▶
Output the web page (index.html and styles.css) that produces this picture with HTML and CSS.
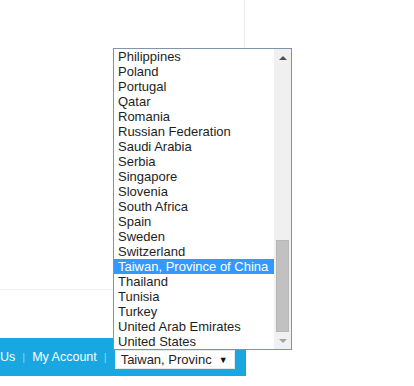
FILE: index.html
```html
<html>
<head>
<title>Country selector</title>
<link rel="stylesheet" href="styles.css">
</head>
<body>

<div class="page">
  <div class="content"></div>

  <div class="footer-bar">
    <span class="nav-link">Us</span>
    <span class="sep">|</span>
    <span class="nav-link">My Account</span>
    <span class="sep">|</span>
    <div class="country-select">
      <span class="country-value">Taiwan, Provinc</span>
      <span class="caret">&#9660;</span>
    </div>
  </div>

  <div class="listbox">
    <div class="options">
      <div class="option">Philippines</div>
      <div class="option">Poland</div>
      <div class="option">Portugal</div>
      <div class="option">Qatar</div>
      <div class="option">Romania</div>
      <div class="option">Russian Federation</div>
      <div class="option">Saudi Arabia</div>
      <div class="option">Serbia</div>
      <div class="option">Singapore</div>
      <div class="option">Slovenia</div>
      <div class="option">South Africa</div>
      <div class="option">Spain</div>
      <div class="option">Sweden</div>
      <div class="option">Switzerland</div>
      <div class="option selected">Taiwan, Province of China</div>
      <div class="option">Thailand</div>
      <div class="option">Tunisia</div>
      <div class="option">Turkey</div>
      <div class="option">United Arab Emirates</div>
      <div class="option">United States</div>
    </div>
    <div class="scrollbar">
      <div class="arrow arrow-up"></div>
      <div class="track">
        <div class="thumb"></div>
      </div>
      <div class="arrow arrow-down"></div>
    </div>
  </div>
</div>

</body>
</html>
```

FILE: styles.css
```css
body {
  margin: 0;
  background: #fff;
  font-family: "Liberation Sans", Arial, Helvetica, sans-serif;
}

.page {
  position: relative;
  width: 414px;
  height: 386px;
  overflow: hidden;
}

.content {
  width: 244px;
  height: 289px;
  border-right: 1px solid #ececec;
  border-bottom: 1px solid #efefef;
}

.footer-bar {
  display: flex;
  align-items: center;
  margin-top: 48px;
  width: 246px;
  height: 38px;
  background-color: #19a7e1;
  color: #fff;
  font-size: 12.5px;
}

.nav-link {
  color: #fff;
}

.sep {
  color: #8fd3f1;
  margin: 0 7px;
  font-size: 11px;
}

.country-select {
  display: flex;
  align-items: center;
  justify-content: space-between;
  align-self: flex-start;
  box-sizing: border-box;
  width: 120px;
  height: 19px;
  margin-top: 12px;
  margin-left: 1px;
  padding: 0 6px 0 5px;
  background: #fff;
  border: 1px solid #e8e8e8;
  color: #222;
  font-size: 13px;
}

.caret {
  font-size: 9px;
  color: #111;
}

.listbox {
  position: absolute;
  left: 113px;
  top: 48px;
  display: flex;
  width: 177px;
  height: 300px;
  border: 1px solid #7f93ad;
  background: #fff;
}

.options {
  flex: 1;
}

.option {
  height: 15px;
  line-height: 15px;
  padding-left: 4px;
  font-size: 13px;
  color: #1e1e1e;
  white-space: nowrap;
  overflow: hidden;
}

.option.selected {
  background-color: #3399ff;
  color: #fff;
}

.scrollbar {
  display: flex;
  flex-direction: column;
  width: 17px;
  background-color: #f0f0f0;
}

.arrow {
  height: 17px;
  display: flex;
  align-items: center;
  justify-content: center;
}

.arrow-up::after {
  content: "";
  border-left: 4px solid transparent;
  border-right: 4px solid transparent;
  border-bottom: 4px solid #505050;
}

.arrow-down::after {
  content: "";
  border-left: 4px solid transparent;
  border-right: 4px solid transparent;
  border-top: 4px solid #a3a3a3;
}

.track {
  flex: 1;
  display: flex;
  flex-direction: column;
  justify-content: flex-end;
  padding: 0 2px;
}

.thumb {
  height: 92px;
  background-color: #c1c1c1;
  border: 1px solid #b7b7b7;
  box-sizing: border-box;
}
```
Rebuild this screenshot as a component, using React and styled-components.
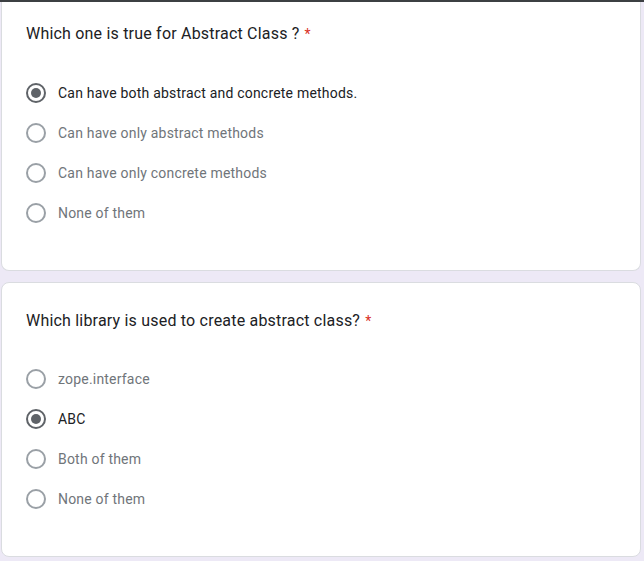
◀
# [REQUIRED TASK]
Copy the material shown above in full and exactly. Skip the pictures.

# [FINAL RESULT]
Output the web page (index.html and styles.css) that produces this picture with HTML and CSS.
FILE: index.html
```html
<html>
<head>
<title>Country selector</title>
<link rel="stylesheet" href="styles.css">
</head>
<body>

<div class="page">
  <div class="content"></div>

  <div class="footer-bar">
    <span class="nav-link">Us</span>
    <span class="sep">|</span>
    <span class="nav-link">My Account</span>
    <span class="sep">|</span>
    <div class="country-select">
      <span class="country-value">Taiwan, Provinc</span>
      <span class="caret">&#9660;</span>
    </div>
  </div>

  <div class="listbox">
    <div class="options">
      <div class="option">Philippines</div>
      <div class="option">Poland</div>
      <div class="option">Portugal</div>
      <div class="option">Qatar</div>
      <div class="option">Romania</div>
      <div class="option">Russian Federation</div>
      <div class="option">Saudi Arabia</div>
      <div class="option">Serbia</div>
      <div class="option">Singapore</div>
      <div class="option">Slovenia</div>
      <div class="option">South Africa</div>
      <div class="option">Spain</div>
      <div class="option">Sweden</div>
      <div class="option">Switzerland</div>
      <div class="option selected">Taiwan, Province of China</div>
      <div class="option">Thailand</div>
      <div class="option">Tunisia</div>
      <div class="option">Turkey</div>
      <div class="option">United Arab Emirates</div>
      <div class="option">United States</div>
    </div>
    <div class="scrollbar">
      <div class="arrow arrow-up"></div>
      <div class="track">
        <div class="thumb"></div>
      </div>
      <div class="arrow arrow-down"></div>
    </div>
  </div>
</div>

</body>
</html>
```

FILE: styles.css
```css
body {
  margin: 0;
  background: #fff;
  font-family: "Liberation Sans", Arial, Helvetica, sans-serif;
}

.page {
  position: relative;
  width: 414px;
  height: 386px;
  overflow: hidden;
}

.content {
  width: 244px;
  height: 289px;
  border-right: 1px solid #ececec;
  border-bottom: 1px solid #efefef;
}

.footer-bar {
  display: flex;
  align-items: center;
  margin-top: 48px;
  width: 246px;
  height: 38px;
  background-color: #19a7e1;
  color: #fff;
  font-size: 12.5px;
}

.nav-link {
  color: #fff;
}

.sep {
  color: #8fd3f1;
  margin: 0 7px;
  font-size: 11px;
}

.country-select {
  display: flex;
  align-items: center;
  justify-content: space-between;
  align-self: flex-start;
  box-sizing: border-box;
  width: 120px;
  height: 19px;
  margin-top: 12px;
  margin-left: 1px;
  padding: 0 6px 0 5px;
  background: #fff;
  border: 1px solid #e8e8e8;
  color: #222;
  font-size: 13px;
}

.caret {
  font-size: 9px;
  color: #111;
}

.listbox {
  position: absolute;
  left: 113px;
  top: 48px;
  display: flex;
  width: 177px;
  height: 300px;
  border: 1px solid #7f93ad;
  background: #fff;
}

.options {
  flex: 1;
}

.option {
  height: 15px;
  line-height: 15px;
  padding-left: 4px;
  font-size: 13px;
  color: #1e1e1e;
  white-space: nowrap;
  overflow: hidden;
}

.option.selected {
  background-color: #3399ff;
  color: #fff;
}

.scrollbar {
  display: flex;
  flex-direction: column;
  width: 17px;
  background-color: #f0f0f0;
}

.arrow {
  height: 17px;
  display: flex;
  align-items: center;
  justify-content: center;
}

.arrow-up::after {
  content: "";
  border-left: 4px solid transparent;
  border-right: 4px solid transparent;
  border-bottom: 4px solid #505050;
}

.arrow-down::after {
  content: "";
  border-left: 4px solid transparent;
  border-right: 4px solid transparent;
  border-top: 4px solid #a3a3a3;
}

.track {
  flex: 1;
  display: flex;
  flex-direction: column;
  justify-content: flex-end;
  padding: 0 2px;
}

.thumb {
  height: 92px;
  background-color: #c1c1c1;
  border: 1px solid #b7b7b7;
  box-sizing: border-box;
}
```
Rebuild this screenshot as a component, using React and styled-components.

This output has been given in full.